## DATA PROVIDED

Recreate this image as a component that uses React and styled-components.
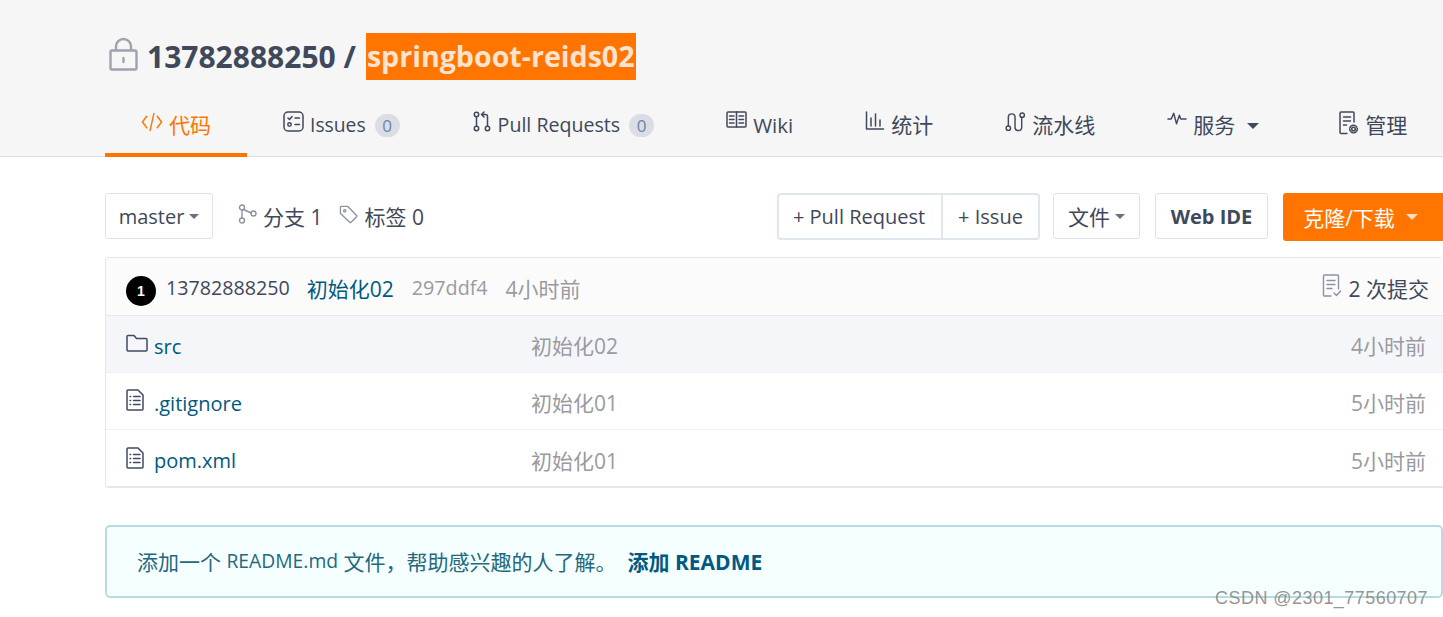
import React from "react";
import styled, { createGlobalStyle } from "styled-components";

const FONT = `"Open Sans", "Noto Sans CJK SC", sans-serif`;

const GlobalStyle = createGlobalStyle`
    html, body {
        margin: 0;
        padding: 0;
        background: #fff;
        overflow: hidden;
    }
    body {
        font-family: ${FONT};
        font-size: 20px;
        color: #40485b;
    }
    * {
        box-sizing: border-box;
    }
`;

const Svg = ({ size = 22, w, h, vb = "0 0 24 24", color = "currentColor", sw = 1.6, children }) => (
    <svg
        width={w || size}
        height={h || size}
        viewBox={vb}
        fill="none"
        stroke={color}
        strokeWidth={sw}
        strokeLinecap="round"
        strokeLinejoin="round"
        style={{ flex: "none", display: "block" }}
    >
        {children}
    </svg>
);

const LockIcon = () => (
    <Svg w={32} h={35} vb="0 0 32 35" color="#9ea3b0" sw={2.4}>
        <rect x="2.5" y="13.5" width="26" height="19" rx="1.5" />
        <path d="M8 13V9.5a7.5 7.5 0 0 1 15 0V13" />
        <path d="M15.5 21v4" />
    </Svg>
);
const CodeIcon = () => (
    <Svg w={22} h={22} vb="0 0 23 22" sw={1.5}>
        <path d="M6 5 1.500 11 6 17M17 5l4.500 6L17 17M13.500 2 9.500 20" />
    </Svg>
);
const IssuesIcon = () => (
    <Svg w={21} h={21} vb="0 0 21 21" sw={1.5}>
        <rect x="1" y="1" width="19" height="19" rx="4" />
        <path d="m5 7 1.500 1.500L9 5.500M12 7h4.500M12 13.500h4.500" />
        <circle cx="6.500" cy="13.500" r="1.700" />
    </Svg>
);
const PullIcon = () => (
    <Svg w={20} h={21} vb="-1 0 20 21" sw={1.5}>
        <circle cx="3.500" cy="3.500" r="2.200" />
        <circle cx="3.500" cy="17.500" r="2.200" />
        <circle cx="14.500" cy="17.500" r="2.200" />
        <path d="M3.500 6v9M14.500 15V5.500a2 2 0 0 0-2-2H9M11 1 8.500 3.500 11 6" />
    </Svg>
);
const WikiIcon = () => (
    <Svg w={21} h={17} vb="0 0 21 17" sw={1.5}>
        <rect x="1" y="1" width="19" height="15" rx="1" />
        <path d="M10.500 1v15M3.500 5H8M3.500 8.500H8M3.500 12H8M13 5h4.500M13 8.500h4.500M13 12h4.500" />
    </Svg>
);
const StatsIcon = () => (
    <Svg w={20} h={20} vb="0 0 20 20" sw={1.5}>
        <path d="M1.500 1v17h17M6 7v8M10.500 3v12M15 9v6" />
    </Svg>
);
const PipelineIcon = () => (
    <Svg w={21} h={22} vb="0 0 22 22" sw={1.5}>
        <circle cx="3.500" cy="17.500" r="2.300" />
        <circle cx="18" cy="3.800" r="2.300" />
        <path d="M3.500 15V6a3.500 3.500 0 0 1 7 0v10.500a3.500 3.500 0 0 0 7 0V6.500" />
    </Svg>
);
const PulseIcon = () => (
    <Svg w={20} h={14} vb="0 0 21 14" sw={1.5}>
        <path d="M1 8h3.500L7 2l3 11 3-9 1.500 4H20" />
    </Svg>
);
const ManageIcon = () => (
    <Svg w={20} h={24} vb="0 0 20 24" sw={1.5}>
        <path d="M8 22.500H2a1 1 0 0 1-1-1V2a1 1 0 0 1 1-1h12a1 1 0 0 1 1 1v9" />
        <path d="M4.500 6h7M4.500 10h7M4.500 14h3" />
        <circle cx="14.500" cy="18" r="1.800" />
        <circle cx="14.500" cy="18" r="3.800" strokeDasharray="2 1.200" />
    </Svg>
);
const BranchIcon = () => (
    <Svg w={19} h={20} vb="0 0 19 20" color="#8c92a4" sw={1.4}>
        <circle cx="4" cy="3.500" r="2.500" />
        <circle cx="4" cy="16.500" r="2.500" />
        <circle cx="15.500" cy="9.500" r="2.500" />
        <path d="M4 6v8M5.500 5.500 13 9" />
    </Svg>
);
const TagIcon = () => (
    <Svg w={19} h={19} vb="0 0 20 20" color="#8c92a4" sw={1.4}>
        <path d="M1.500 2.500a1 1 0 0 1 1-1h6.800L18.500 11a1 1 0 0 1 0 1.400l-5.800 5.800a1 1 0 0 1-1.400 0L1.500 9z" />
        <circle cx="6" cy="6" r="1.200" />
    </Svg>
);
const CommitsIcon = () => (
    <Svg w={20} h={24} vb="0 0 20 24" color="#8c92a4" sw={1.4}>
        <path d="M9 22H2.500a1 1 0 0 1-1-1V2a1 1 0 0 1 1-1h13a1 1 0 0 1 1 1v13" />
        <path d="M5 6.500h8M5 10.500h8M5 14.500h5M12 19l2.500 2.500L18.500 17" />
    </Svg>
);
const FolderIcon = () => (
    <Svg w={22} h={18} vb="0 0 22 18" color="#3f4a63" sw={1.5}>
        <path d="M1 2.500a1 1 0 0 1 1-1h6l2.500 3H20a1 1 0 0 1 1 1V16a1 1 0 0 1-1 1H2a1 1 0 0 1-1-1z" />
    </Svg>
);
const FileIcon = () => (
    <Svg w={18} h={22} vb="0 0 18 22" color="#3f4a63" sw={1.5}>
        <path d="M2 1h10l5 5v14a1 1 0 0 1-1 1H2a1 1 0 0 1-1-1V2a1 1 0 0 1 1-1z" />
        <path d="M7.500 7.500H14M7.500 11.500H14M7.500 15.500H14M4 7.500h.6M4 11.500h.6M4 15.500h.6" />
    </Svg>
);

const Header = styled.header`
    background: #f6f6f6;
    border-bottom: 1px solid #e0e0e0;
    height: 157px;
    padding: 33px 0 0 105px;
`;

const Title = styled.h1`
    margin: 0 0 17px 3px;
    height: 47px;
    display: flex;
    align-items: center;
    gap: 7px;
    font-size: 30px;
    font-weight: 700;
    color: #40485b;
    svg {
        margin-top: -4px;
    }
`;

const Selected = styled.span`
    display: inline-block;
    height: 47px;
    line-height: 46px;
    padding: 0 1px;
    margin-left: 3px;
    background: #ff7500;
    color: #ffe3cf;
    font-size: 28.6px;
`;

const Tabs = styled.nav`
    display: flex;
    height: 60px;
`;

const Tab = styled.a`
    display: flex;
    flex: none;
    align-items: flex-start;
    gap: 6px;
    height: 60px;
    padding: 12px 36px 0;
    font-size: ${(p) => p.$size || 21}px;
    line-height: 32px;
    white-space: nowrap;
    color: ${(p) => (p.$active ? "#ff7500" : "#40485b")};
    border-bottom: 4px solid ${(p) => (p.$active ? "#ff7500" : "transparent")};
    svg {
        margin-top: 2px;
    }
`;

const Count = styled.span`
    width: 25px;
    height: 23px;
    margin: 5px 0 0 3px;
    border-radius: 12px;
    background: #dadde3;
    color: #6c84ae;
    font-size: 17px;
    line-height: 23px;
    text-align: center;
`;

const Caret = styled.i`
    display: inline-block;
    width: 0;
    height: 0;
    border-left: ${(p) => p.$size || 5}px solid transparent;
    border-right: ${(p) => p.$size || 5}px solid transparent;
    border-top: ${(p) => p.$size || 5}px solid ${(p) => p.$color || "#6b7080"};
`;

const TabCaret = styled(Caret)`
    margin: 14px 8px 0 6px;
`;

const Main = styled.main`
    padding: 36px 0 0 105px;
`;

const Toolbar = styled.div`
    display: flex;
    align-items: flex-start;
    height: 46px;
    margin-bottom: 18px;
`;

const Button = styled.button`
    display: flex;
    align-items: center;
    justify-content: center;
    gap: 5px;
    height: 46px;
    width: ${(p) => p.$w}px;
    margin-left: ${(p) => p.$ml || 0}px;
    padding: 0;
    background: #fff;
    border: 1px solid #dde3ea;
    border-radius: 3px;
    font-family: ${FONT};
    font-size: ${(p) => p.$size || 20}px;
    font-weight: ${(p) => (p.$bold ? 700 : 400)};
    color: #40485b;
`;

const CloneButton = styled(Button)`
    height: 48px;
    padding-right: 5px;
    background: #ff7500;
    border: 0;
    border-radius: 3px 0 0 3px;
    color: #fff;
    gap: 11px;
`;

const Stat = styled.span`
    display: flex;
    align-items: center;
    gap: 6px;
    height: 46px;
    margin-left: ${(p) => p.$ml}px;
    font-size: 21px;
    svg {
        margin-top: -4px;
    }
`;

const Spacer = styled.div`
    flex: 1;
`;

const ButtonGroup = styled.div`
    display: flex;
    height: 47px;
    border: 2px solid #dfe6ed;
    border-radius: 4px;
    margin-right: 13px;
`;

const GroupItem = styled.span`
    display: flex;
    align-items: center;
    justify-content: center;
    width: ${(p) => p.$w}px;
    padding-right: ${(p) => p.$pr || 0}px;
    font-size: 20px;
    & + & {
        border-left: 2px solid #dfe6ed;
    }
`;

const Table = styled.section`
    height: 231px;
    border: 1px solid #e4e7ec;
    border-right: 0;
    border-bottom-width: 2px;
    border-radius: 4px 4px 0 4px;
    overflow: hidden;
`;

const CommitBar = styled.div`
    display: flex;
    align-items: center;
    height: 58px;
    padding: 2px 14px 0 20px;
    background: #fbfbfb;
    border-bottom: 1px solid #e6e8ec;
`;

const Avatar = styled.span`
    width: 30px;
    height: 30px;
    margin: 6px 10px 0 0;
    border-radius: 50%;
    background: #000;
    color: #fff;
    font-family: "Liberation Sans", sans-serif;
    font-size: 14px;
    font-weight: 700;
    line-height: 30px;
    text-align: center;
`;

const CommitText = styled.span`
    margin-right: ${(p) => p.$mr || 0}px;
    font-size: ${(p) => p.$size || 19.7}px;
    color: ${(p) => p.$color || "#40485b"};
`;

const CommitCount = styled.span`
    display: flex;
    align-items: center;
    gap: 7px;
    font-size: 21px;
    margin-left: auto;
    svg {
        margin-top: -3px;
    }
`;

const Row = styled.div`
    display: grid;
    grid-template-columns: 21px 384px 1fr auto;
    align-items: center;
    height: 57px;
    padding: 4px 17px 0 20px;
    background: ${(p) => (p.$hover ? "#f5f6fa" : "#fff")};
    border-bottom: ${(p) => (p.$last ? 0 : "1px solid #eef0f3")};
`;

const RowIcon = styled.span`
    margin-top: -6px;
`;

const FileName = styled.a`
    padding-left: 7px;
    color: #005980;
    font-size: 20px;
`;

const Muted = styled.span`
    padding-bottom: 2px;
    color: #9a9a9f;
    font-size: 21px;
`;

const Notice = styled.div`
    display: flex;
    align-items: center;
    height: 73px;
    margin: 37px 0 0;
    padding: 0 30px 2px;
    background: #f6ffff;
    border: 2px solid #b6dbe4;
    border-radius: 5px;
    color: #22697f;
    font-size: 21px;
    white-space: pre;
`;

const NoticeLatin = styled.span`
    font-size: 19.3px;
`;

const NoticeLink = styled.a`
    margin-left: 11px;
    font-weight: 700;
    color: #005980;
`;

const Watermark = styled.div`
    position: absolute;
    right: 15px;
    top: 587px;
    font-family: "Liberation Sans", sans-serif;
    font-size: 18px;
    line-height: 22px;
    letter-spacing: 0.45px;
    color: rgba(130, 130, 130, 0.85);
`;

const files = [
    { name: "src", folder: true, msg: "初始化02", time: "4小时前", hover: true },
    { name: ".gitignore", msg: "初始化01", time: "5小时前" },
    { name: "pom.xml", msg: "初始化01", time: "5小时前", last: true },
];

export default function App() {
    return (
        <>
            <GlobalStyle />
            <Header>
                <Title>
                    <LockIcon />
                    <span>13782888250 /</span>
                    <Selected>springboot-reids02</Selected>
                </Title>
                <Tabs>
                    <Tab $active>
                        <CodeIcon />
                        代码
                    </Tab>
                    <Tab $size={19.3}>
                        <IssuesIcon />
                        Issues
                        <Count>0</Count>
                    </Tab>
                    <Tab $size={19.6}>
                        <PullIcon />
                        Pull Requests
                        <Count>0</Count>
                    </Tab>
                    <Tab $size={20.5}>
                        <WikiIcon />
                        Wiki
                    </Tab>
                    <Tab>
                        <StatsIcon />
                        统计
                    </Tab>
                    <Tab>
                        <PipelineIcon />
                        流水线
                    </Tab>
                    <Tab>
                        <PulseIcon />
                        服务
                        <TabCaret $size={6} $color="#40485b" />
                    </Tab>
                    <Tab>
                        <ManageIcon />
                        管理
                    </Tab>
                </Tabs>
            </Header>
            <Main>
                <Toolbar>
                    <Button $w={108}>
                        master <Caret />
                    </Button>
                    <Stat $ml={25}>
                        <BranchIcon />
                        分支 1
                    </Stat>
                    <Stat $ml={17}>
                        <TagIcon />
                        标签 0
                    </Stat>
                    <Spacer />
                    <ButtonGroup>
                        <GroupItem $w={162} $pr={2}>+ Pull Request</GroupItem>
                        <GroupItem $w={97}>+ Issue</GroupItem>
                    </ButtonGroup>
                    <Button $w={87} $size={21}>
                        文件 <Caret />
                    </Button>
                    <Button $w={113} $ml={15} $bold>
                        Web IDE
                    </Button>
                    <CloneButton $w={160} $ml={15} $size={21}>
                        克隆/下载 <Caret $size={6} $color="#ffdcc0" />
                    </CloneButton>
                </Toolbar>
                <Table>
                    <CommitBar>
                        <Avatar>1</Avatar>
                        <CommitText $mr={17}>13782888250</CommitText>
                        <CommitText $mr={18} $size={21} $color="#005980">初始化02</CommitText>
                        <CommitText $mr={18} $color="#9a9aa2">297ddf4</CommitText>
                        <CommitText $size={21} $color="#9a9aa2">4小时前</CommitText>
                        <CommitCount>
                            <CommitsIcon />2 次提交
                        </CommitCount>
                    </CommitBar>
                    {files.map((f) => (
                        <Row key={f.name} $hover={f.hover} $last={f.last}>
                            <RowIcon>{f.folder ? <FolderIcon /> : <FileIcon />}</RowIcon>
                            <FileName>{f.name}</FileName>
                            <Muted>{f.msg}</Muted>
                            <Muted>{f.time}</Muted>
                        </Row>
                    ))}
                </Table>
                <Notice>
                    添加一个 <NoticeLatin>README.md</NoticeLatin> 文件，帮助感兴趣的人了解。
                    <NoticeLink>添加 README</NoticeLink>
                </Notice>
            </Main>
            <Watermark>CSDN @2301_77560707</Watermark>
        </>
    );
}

## WHAT IS ASKED
Where a line above contains the string "components", copy that line.

## SOLUTION FOR THIS EXERCISE
Recreate this image as a component that uses React and styled-components.
import styled, { createGlobalStyle } from "styled-components";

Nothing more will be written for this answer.